I recently read through this blog post from a year ago,
“Ghosts of Christmas Past,” by Andi Rosenthal, a Jewish convert who can’t bring herself to throw out her ornaments because she still feels emotionally tied to her pre-Judaism Christmases. The post itself didn’t resonate with me much; what did was one of the comments left just yesterday by a reader :
It is interesting to me (and OF COURSE, I understand the history behind it) of the hyper "you must choose....Christmas or Chanukah" split sentiment among Jews, as well as converts...while this doesn't exist for St. Valentine's Day. Let me write that a bit more correctly..."SAINT Valentine's Day." As in, Roman Catholic...as in, Christian. My same Jewish female friends who go into a frenzy over Xmas decor at the local school and malls will turn around and threaten certain death of their boyfriends/fiancees/husbands if a romantic Valentine's Day dinner and presents aren't lined up...or have NO PROBLEM getting good and tipsy on SAINT Patrick's Day (wearing green & shamrocks and the whole nine).
I know it's a bit controversial, but there IS a big difference between Jesus (which is Christian) and a tree with ornaments, lights, and presents (which is of pagan origin).

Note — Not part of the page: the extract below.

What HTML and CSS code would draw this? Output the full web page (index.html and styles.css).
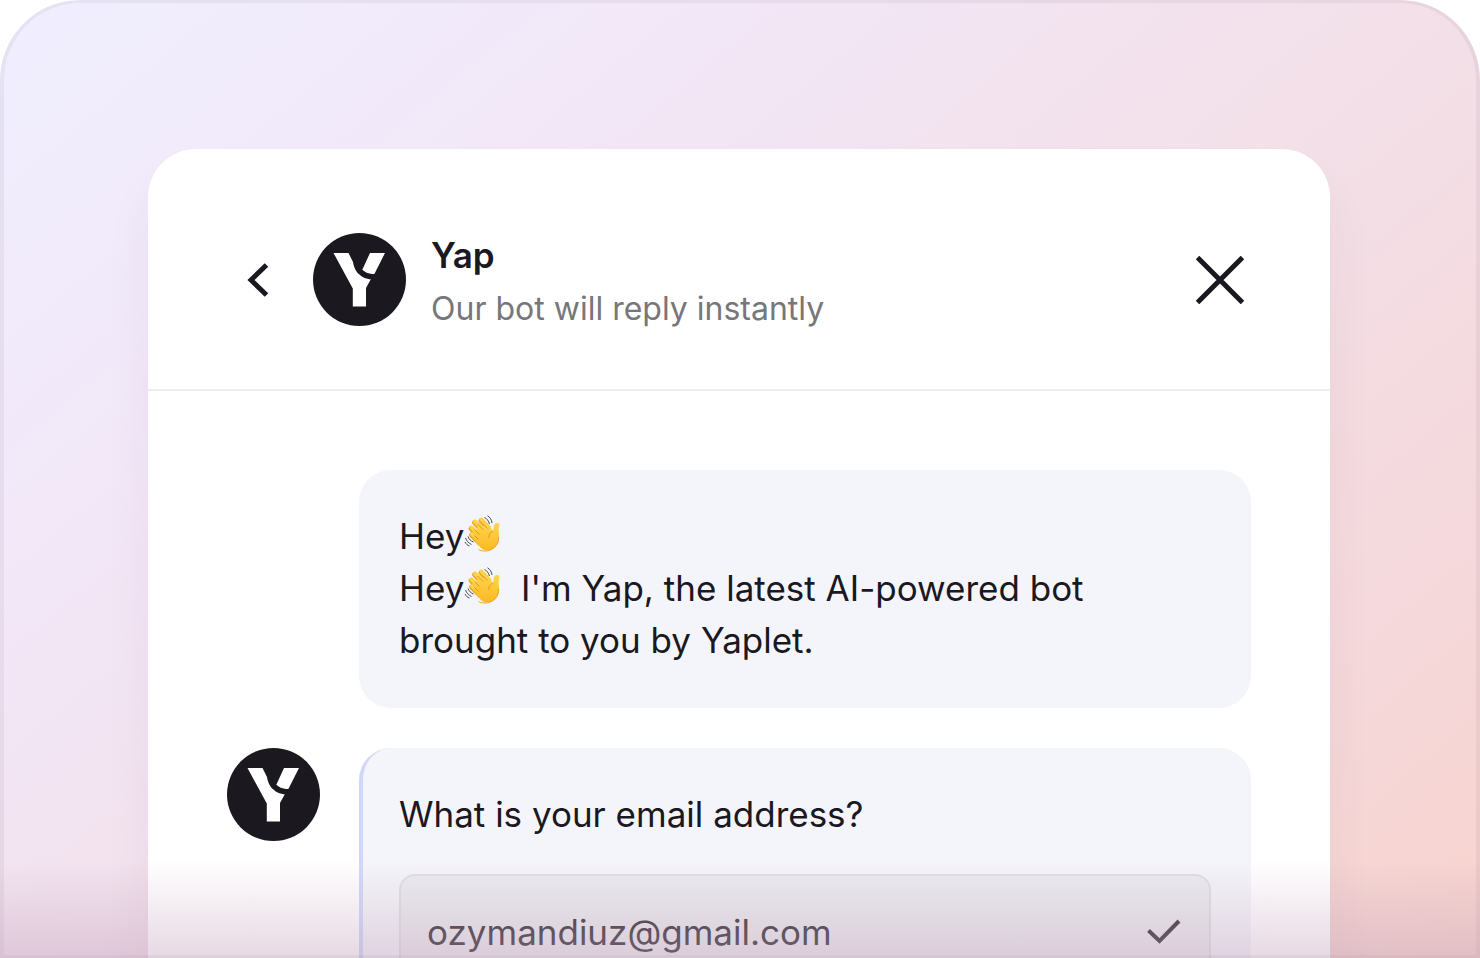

I wish converts didn't feel the struggle as much or as harshly...or that it's some litmus test of their dedication to the Jewish faith. Just my thoughts. No mean to offend...

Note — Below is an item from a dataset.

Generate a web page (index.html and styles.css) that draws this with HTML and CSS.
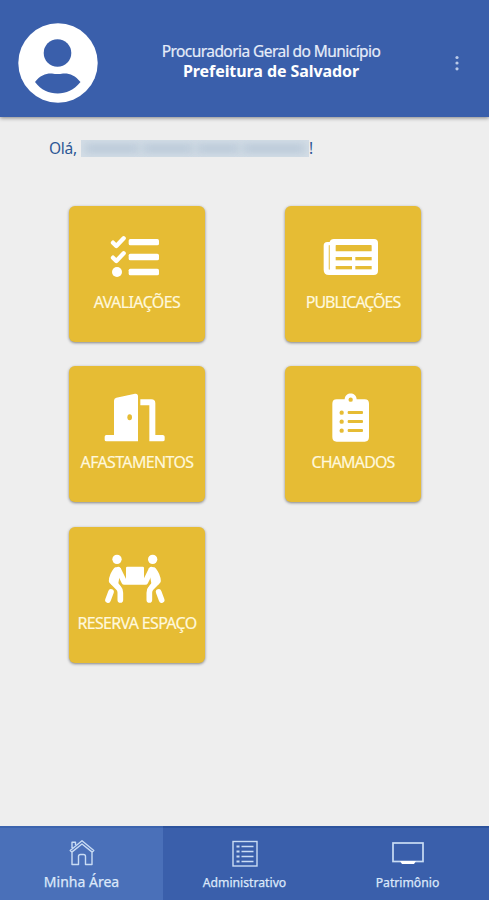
FILE: index.html
```html
<!DOCTYPE html>
<html lang="pt-BR">
<head>
<meta charset="utf-8">
<meta name="viewport" content="width=device-width, initial-scale=1">
<title>Minha Área</title>
<link rel="stylesheet" href="styles.css">
</head>
<body>
<div class="app">
  <header class="header">
    <svg class="avatar" viewBox="0 0 80 80">
      <circle cx="40" cy="40" r="39.700" fill="#fff"/>
      <circle cx="39.500" cy="30" r="13.800" fill="#3a5fab"/>
      <path d="M17 59C22 52 29 50 34 50.500C38 51.300 41 51.300 45 50.500C51 50 57 52 62.500 59C56 67 48 70.500 39.700 70.500C31 70.500 23 67 17 59Z" fill="#3a5fab"/>
    </svg>
    <div class="titles">
      <div class="org"><span>Procuradoria Geral do Município</span></div>
      <div class="city"><span>Prefeitura de Salvador</span></div>
    </div>
    <svg class="more" viewBox="0 0 6 18"><g fill="#bacae8"><circle cx="3" cy="3.500" r="1.600"/><circle cx="3" cy="9" r="1.600"/><circle cx="3" cy="14.800" r="1.600"/></g></svg>
  </header>
  <main class="main">
    <p class="hello"><span class="ola">Olá,</span><span class="name"><i class="w1"></i><i class="w2"></i><i class="w3"></i><i class="w4"></i></span><span>!</span></p>
    <div class="grid">
      <a class="card">
        <svg class="icon" viewBox="28 18 408 240">
          <g fill="none" stroke="#fff" stroke-width="13" stroke-linecap="round" stroke-linejoin="round"><path d="M160 128L170 138L192 115M160 173L170 183L192 160"/></g>
          <g fill="#fff"><circle cx="172" cy="216" r="15"/><rect x="207" y="117" width="91" height="19" rx="5"/><rect x="207" y="161" width="91" height="20" rx="5"/><rect x="207" y="206" width="91" height="20" rx="5"/></g>
        </svg>
        <span class="label l1">AVALIAÇÕES</span>
      </a>
      <a class="card">
        <svg class="icon" viewBox="31 18 408 240">
          <path d="M178 117H298Q310 117 310 129V212Q310 225 297 225H163Q147 225 147 209V137Q147 126 158 126H165Q167 117 178 117Z" fill="#fff"/>
          <g fill="#e6bc34"><rect x="183" y="135" width="108" height="19" rx="2"/><rect x="183" y="171" width="49" height="10"/><rect x="242" y="171" width="49" height="10"/><rect x="183" y="198" width="49" height="10"/><rect x="242" y="198" width="49" height="10"/></g>
          <path d="M164 137V207" stroke="#ecce6d" stroke-width="4" stroke-linecap="round"/>
        </svg>
        <span class="label l2">PUBLICAÇÕES</span>
      </a>
      <a class="card">
        <svg class="icon" viewBox="28 18 408 240">
          <path d="M163 225V122Q163 115 170 113L226 101Q235 100 235 109V244H140Q135 244 135 239V230Q135 225 140 225ZM242 118H275Q287 118 287 130V225H309Q315 225 315 230V239Q315 244 309 244H269V136H242Z" fill="#fff"/>
          <ellipse cx="210" cy="172" rx="7" ry="9" fill="#e6bc34"/>
        </svg>
        <span class="label l3">AFASTAMENTOS</span>
      </a>
      <a class="card">
        <svg class="icon" viewBox="31 18 408 240">
          <path d="M186 118H210C211 95 245 95 246 118H270Q283 118 283 131V231Q283 245 270 245H186Q173 245 173 231V131Q173 118 186 118Z" fill="#fff"/>
          <g fill="#e6bc34"><circle cx="228" cy="119" r="6.500"/><circle cx="201" cy="158" r="6.500"/><circle cx="201" cy="185" r="6.500"/><circle cx="201" cy="212" r="6.500"/><rect x="219" y="153" width="46" height="9" rx="3"/><rect x="219" y="180" width="46" height="9" rx="3"/><rect x="219" y="207" width="46" height="9" rx="3"/></g>
        </svg>
        <span class="label l4">CHAMADOS</span>
      </a>
      <a class="card">
        <svg class="icon" viewBox="28 18 408 240">
          <g fill="#fff"><circle cx="172" cy="115" r="14"/><circle cx="279" cy="115" r="14"/><rect x="199" y="137" width="54" height="46" rx="4"/></g>
          <g fill="none" stroke="#fff" stroke-width="17" stroke-linecap="round" stroke-linejoin="round">
            <path d="M176 146L194 183H257L275 146"/>
            <path d="M169 148Q157 163 156 180L176 200Q182 206 182 215V237M282 148Q294 163 295 180L275 200Q269 206 269 215V237"/>
            <path d="M154 213L145 237M297 213L306 237"/>
          </g>
          <path d="M166 140L184 142L176 187L187 203L154 190L150 172ZM285 140L267 142L275 187L264 203L297 190L301 172Z" fill="#fff"/>
        </svg>
        <span class="label l5">RESERVA ESPAÇO</span>
      </a>
    </div>
  </main>
  <nav class="nav">
    <a class="tab active">
      <svg class="tab-icon" viewBox="0 0 26 28">
        <g fill="none" stroke="#c9dcf4" stroke-width="1.400" stroke-linejoin="round"><path d="M1.200 11.500L13 1.700L24.800 11.500L23.200 13.100L13 5L2.800 13.100ZM3 9V3.300H6.500V6M3 13V25.500H9.500V17.500Q9.500 15.500 11.500 15.500H14.500Q16.500 15.500 16.500 17.500V25.500H23V13"/></g>
      </svg>
      <span class="tab-label t1">Minha Área</span>
    </a>
    <a class="tab">
      <svg class="tab-icon" viewBox="0 0 26 28">
        <g fill="none" stroke="#c9dcf4" stroke-width="1.400"><rect x="1" y="2.500" width="24" height="24.500"/><path d="M9.500 7.500H21.500M9.500 12.500H21.500M9.500 17.500H21.500M9.500 22.500H21.500"/><path d="M4.500 7.500H7.500M4.500 12.500H7.500M4.500 17.500H7.500M4.500 22.500H7.500" stroke-width="2"/></g>
      </svg>
      <span class="tab-label t2">Administrativo</span>
    </a>
    <a class="tab">
      <svg class="tab-icon tv" viewBox="0 0 32 28">
        <rect x="1" y="4" width="30" height="18.500" fill="none" stroke="#c9dcf4" stroke-width="1.700"/><path d="M8 22H24L22 25H10Z" fill="#fff"/>
      </svg>
      <span class="tab-label t3">Patrimônio</span>
    </a>
  </nav>
</div>
</body>
</html>
```

FILE: styles.css
```css
* { box-sizing: border-box; }
body { margin: 0; font-family: "Noto Sans", "Open Sans", sans-serif; }
.app { display: flex; flex-direction: column; height: 900px; background: #eee; overflow: hidden; }

.header {
  display: flex; align-items: center; height: 117px; flex: none;
  padding: 8px 29px 0 18px; background: #3a5fab; color: #fff;
  box-shadow: 0 1px 4px rgba(0, 0, 0, .45);
}
.avatar { width: 80px; height: 80px; flex: none; }
.titles { flex: 1; padding: 0 10px 4px 0; text-align: center; white-space: nowrap; line-height: 20px; }
.org { font-size: 15.500px; letter-spacing: -0.560px; color: #e6edf9; -webkit-text-stroke: .2px #e6edf9; }
.city { font-size: 16px; font-weight: 700; letter-spacing: -0.080px; }
.more { width: 6px; height: 18px; flex: none; }

.main { flex: 1; }
.hello {
  display: flex; align-items: center; height: 22px; margin: 20px 0 0 49px;
  font-size: 15.500px; letter-spacing: -0.300px; color: #2c5795; line-height: 20px;
}
.ola { width: 32px; }
.name {
  display: flex; align-items: center; gap: 4px; width: 228px; height: 17px;
  padding: 0 4px; background: #d3dde6; overflow: hidden;
}
.name i { height: 7px; background: #b3c4d5; filter: blur(4px); }
.w1 { width: 54px; }
.w2 { width: 50px; }
.w3 { width: 42px; }
.w4 { width: 62px; }

.grid {
  display: grid; grid-template-columns: 136px 136px; grid-auto-rows: 136px;
  column-gap: 80px; row-gap: 24.300px; margin: 47px 0 0 69px;
}
.card {
  display: flex; flex-direction: column; align-items: center;
  border-radius: 6px; background: #e6bc34; box-shadow: 0 1px 3px rgba(0, 0, 0, .45);
}
.icon { width: 136px; height: 80px; flex: none; }
.label { font-size: 16px; line-height: 32px; color: #fff8dc; white-space: nowrap; -webkit-text-stroke: .2px #fff8dc; }
.l1 { letter-spacing: -0.600px; }
.l2 { letter-spacing: -1px; }
.l3 { letter-spacing: -0.650px; }
.l4 { letter-spacing: -0.850px; }
.l5 { letter-spacing: -0.680px; }

.nav { display: flex; height: 74px; flex: none; background: #3a5fab; }
.tab {
  display: flex; flex: 1; flex-direction: column; align-items: center;
  padding-top: 11px; border-top: 2px solid #2d539d; color: #dce8fa;
}
.active { background: #4a70b9; border-top-color: #3c64ae; }
.tab-icon { width: 26px; height: 28px; }
.tv { width: 32px; }
.tab-label { white-space: nowrap; -webkit-text-stroke: .25px #dce8fa; }
.t1 { font-size: 14px; line-height: 29px; }
.t2, .t3 { font-size: 12.200px; line-height: 32px; }
```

It’s crudely expressed, sure, but the sentiment has made me think. Do I need to choose? Do I have to give up Christmas? I miss it, I love it, & I want to celebrate it again.
Within the next few years, I hope to settle into a home, an apartment of my own back in the ‘burbs. When I do, must I feel obligated to continue my Christmas-free existence, looking longingly at the celebrations & decorations of the gentiles I know? Am I any less Jewish if I do? Have I ever been any less Jewish - for wearing green on St. Patrick’s Day or for giving out Valentine’s on February 14th? Of course not. I don’t want Jesus – I just want Christmas. And while I’m sure that will offend quite a few folks out there, Christians & Jews alike, I don’t know whether that’s enough to keep me from someday bringing a little bit of Christmas back into my life.